A gravidade dos fatos relatados nestes autos, no que diz respeito à responsabilidade estatal, na área de Segurança Pública através da omissão de seus agentes públicos, demanda que se faça extrair peças da presente ação, a serem encaminhadas ao Exmo. Sr. Procurador-Geral de Justiça do Estado do Rio de Janeiro, para apuração de eventual responsabilidade administrativa ou criminal das autoridades públicas envolvidas no episódio descrito na exordial.

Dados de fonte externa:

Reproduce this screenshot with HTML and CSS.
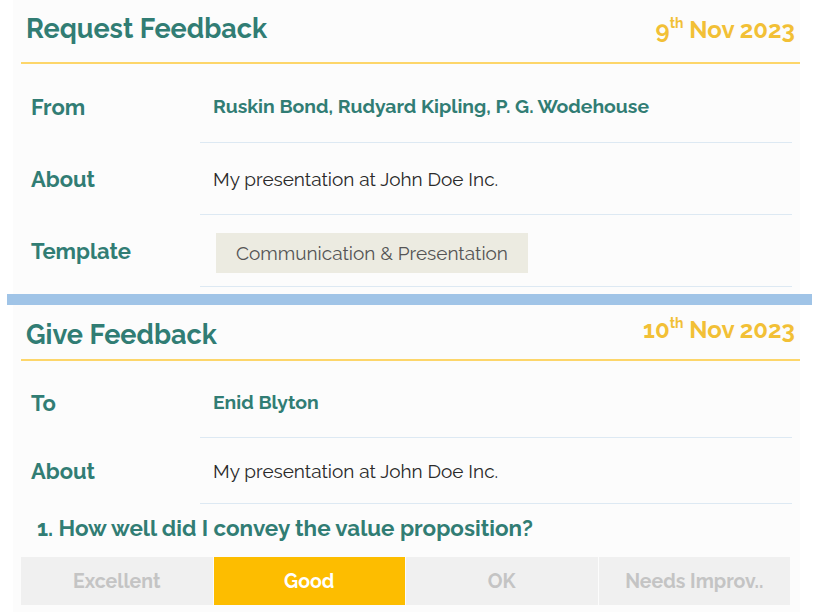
FILE: index.html
```html
<!DOCTYPE html>
<html lang="en">
<head>
    <meta charset="UTF-8">
    <meta name="viewport" content="width=device-width, initial-scale=1.0">
    <title>Feedback</title>
    <link rel="stylesheet" href="styles.css">
</head>
<body>
    <section class="panel">
        <header class="panel-head">
            <h1>Request Feedback</h1>
            <span class="date">9<sup>th</sup> Nov 2023</span>
        </header>
        <div class="row first">
            <div class="label">From</div>
            <div class="value names">Ruskin Bond, Rudyard Kipling, P. G. Wodehouse</div>
        </div>
        <div class="row">
            <div class="label">About</div>
            <div class="value">My presentation at John Doe Inc.</div>
        </div>
        <div class="row">
            <div class="label">Template</div>
            <div class="value"><span class="chip">Communication &amp; Presentation</span></div>
        </div>
    </section>

    <div class="divider"></div>

    <section class="panel give">
        <header class="panel-head">
            <h1>Give Feedback</h1>
            <span class="date">10<sup>th</sup> Nov 2023</span>
        </header>
        <div class="row first">
            <div class="label">To</div>
            <div class="value names">Enid Blyton</div>
        </div>
        <div class="row">
            <div class="label">About</div>
            <div class="value">My presentation at John Doe Inc.</div>
        </div>
        <h2 class="question">1. How well did I convey the value proposition?</h2>
        <div class="choices">
            <button>Excellent</button>
            <button class="selected">Good</button>
            <button>OK</button>
            <button>Needs Improv..</button>
        </div>
    </section>
</body>
</html>
```

FILE: styles.css
```css
body {
    margin: 0;
    padding: 0 7px;
    background: #ffffff;
    font-family: "Raleway", "Lato", "Open Sans", sans-serif;
    color: #333;
}
.panel {
    margin: 0 12px 0 6px;
    background: #fcfcfc;
    padding: 0 8px 7px 8px;
}
.panel-head {
    display: flex;
    justify-content: space-between;
    align-items: baseline;
    height: 62px;
    margin-right: -8px;
    padding: 0 5px;
    border-bottom: 2px solid #fdd66a;
    box-sizing: content-box;
}
.panel-head h1 {
    margin: 0;
    padding-top: 13px;
    font-size: 27px;
    font-weight: 700;
    color: #317d74;
}
.date {
    font-size: 24px;
    font-weight: 700;
    color: #f2c036;
}
.date sup {
    font-size: 14px;
    vertical-align: 10px;
    line-height: 0;
}
.row {
    display: grid;
    grid-template-columns: 179px 1fr;
    height: 72px;
}
.row.first {
    margin-top: 7px;
}
.label {
    display: flex;
    align-items: center;
    padding-left: 10px;
    font-size: 22px;
    font-weight: 700;
    color: #317d74;
}
.value {
    display: flex;
    align-items: center;
    padding-left: 13px;
    border-bottom: 1px solid #dde9f3;
    font-size: 19px;
    color: #2a2a2a;
}
.value.names {
    font-size: 19.4px;
    font-weight: 700;
    color: #317d74;
}
.chip {
    margin: 4px 0 0 3px;
    padding: 9px 20px;
    background: #ecebe1;
    color: #555;
    font-size: 19px;
}
.divider {
    height: 11px;
    background: #a0c4e7;
}
.give .panel-head {
    height: 54px;
    align-items: center;
}
.give .panel-head h1 {
    font-size: 27px;
    padding-top: 4px;
}
.give .date {
    margin-top: -6px;
}
.give .row {
    height: 66px;
}
.give .row.first {
    height: 70px;
}
.question {
    margin: 11px 0 16px 16px;
    font-size: 22.4px;
    font-weight: 700;
    color: #317d74;
}
.choices {
    display: grid;
    grid-template-columns: repeat(4, 1fr);
    gap: 1px;
    margin-right: 2px;
}
.choices button {
    height: 48px;
    border: none;
    background: #f0f0f0;
    color: #c4c4c4;
    font-family: inherit;
    font-size: 19.5px;
    font-weight: 700;
}
.choices button.selected {
    background: #fdbd00;
    color: #ffffff;
}
```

Em consequência do que ora se decide, em razão do provimento do recurso da parte autora, passa a caber na hipótese que os honorários advocatícios, ora fixados em R$ 10.000,00 (dez mil reais) na forma do § 4º do art. 20 do CPC, deverão ser suportados pela parte ré, dada a inversão dos ônus sucumbenciais.
(…)
Por tais razões, voto no sentido de não conhecer do Agravo Retido e conhecer do presente recurso de Apelação, para dar-lhe provimento, reformando a r. sentença monocrática, para julgar procedente o pedido inicial e condenar o Estado do Rio de Janeiro a indenizar a Autora-apelante, a título de danos materiais (danos emergentes e lucros cessantes), o valor dos coletivos de sua propriedade que foram incendiados, indicados na peça exordial e no seu aditamento, conforme se apurar em liquidação por arbitramento, devendo o montante ser acrescido de correção monetária e juros de mora de 1% a.m., a contar da data do evento (Súmulas 43 e 54 do STJ). Condena-se, ainda, o Estado do Rio de Janeiro ao pagamento de honorários advocatícios de sucumbência arbitrados em R$ 10.000,00 (dez mil reais) na forma do art. 20, § 4º, e isentando-o do pagamento das custas judiciais, na forma do artigo 17, inciso IX, da Lei nº 3.350/90, extraindo-se as principais peças da presente ação, encaminhando-as ao Exmo. Sr. Procurador Geral de Justiça do Estado do Rio de Janeiro, para apuração de eventual responsabilidade administrativa ou criminal das autoridades públicas envolvidas no episódio descrito na exordial.

Rio de Janeiro, 14 de outubro de 2008.